Short problem: Which lines below hold the word "React"? Report each one.
■ ■ ■ ■ ■
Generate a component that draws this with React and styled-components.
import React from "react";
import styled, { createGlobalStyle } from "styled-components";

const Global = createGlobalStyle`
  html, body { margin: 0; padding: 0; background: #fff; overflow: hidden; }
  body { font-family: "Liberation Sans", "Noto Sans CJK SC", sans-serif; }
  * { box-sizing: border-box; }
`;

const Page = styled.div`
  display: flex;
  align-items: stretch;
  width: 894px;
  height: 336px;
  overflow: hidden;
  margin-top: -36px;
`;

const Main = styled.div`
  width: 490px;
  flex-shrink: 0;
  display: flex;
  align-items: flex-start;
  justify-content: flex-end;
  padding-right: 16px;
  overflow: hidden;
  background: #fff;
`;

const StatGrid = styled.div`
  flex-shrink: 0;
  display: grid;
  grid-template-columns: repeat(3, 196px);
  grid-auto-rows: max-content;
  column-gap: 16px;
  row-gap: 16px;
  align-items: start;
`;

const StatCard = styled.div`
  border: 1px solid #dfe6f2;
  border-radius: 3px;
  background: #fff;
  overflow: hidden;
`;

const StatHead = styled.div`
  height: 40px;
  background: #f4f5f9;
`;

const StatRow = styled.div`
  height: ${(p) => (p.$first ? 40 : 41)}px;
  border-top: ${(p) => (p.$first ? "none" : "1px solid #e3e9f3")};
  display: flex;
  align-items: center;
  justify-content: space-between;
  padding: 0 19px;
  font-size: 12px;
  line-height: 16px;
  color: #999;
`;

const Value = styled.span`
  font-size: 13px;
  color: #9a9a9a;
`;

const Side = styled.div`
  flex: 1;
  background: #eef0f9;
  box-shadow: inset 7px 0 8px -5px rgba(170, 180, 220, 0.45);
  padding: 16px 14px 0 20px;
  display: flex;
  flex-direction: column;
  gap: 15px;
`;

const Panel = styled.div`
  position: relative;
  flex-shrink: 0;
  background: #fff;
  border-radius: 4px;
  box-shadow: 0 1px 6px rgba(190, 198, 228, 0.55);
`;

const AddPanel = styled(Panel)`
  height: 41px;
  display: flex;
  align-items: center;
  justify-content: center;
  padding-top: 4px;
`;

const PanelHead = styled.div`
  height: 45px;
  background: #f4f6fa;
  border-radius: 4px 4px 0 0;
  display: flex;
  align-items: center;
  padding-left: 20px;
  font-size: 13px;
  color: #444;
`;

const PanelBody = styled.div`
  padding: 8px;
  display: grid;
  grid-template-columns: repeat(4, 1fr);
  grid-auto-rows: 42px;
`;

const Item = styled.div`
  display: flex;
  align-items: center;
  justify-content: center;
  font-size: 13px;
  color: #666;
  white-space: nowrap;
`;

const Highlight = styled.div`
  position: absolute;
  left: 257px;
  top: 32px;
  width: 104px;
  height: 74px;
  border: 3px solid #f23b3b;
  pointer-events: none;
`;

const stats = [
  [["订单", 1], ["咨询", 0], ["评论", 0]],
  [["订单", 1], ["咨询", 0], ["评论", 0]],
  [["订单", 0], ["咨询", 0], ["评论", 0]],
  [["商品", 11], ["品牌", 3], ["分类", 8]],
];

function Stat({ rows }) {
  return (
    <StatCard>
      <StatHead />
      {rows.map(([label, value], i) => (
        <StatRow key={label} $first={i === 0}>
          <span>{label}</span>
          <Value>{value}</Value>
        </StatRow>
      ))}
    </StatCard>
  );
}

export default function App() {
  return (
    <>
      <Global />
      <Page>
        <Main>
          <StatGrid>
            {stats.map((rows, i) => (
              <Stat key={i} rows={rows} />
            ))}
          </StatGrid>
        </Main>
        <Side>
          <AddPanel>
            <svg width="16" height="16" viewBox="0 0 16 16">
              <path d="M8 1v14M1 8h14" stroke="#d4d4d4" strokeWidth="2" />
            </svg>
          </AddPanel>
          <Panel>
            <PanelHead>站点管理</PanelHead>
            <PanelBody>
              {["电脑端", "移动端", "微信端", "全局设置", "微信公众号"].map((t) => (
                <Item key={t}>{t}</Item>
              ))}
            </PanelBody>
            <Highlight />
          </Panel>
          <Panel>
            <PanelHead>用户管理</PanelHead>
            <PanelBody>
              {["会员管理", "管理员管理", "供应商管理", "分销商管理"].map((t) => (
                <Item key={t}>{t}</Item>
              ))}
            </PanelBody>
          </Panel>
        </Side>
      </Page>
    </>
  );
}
■ ■ ■ ■ ■
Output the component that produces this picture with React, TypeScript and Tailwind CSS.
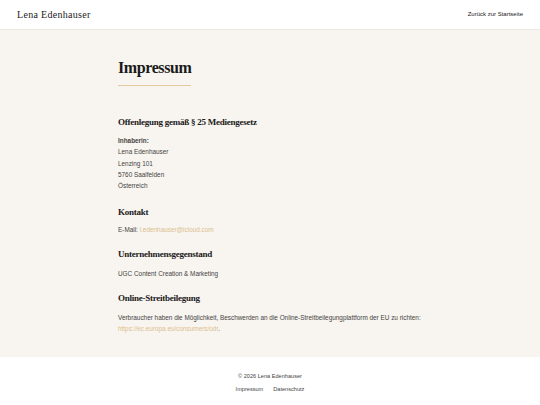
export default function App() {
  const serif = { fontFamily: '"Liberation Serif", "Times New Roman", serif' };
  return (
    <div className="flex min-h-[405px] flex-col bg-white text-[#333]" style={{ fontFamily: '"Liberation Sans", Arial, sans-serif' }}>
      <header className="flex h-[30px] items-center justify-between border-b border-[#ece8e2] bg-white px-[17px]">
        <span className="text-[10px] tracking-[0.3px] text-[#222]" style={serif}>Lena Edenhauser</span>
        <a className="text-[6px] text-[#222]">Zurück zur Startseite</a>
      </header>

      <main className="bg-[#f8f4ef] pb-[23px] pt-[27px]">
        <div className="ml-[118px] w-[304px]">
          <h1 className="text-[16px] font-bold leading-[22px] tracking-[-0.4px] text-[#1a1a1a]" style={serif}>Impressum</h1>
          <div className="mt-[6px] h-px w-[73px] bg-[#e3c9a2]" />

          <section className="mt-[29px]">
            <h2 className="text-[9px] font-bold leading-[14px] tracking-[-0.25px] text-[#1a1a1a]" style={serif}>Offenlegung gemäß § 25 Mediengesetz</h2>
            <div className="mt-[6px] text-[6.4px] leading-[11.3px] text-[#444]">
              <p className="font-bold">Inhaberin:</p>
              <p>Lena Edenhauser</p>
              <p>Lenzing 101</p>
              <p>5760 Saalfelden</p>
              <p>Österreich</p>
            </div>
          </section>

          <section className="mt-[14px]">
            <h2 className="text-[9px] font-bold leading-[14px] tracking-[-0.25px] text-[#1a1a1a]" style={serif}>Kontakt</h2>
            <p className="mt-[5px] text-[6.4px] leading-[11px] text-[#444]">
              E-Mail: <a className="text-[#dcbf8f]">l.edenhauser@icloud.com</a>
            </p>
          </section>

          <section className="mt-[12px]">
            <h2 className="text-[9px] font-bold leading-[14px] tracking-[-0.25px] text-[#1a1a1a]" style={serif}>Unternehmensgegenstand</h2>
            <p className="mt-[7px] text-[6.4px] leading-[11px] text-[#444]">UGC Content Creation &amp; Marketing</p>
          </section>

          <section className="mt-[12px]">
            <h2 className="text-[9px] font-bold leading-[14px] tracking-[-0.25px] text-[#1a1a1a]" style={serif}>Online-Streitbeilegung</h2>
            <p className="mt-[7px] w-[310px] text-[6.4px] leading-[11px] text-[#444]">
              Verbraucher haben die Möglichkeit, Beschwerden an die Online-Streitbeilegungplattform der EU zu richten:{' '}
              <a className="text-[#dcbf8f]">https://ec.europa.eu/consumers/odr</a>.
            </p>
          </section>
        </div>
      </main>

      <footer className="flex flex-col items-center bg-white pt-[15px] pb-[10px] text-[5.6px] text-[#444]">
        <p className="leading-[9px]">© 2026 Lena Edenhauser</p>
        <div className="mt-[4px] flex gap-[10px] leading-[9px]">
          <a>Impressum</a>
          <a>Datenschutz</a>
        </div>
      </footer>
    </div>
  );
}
■ ■ ■ ■ ■
Answer to the problem:
Generate a component that draws this with React and styled-components.
import React from "react";
Output the component that produces this picture with React, TypeScript and Tailwind CSS.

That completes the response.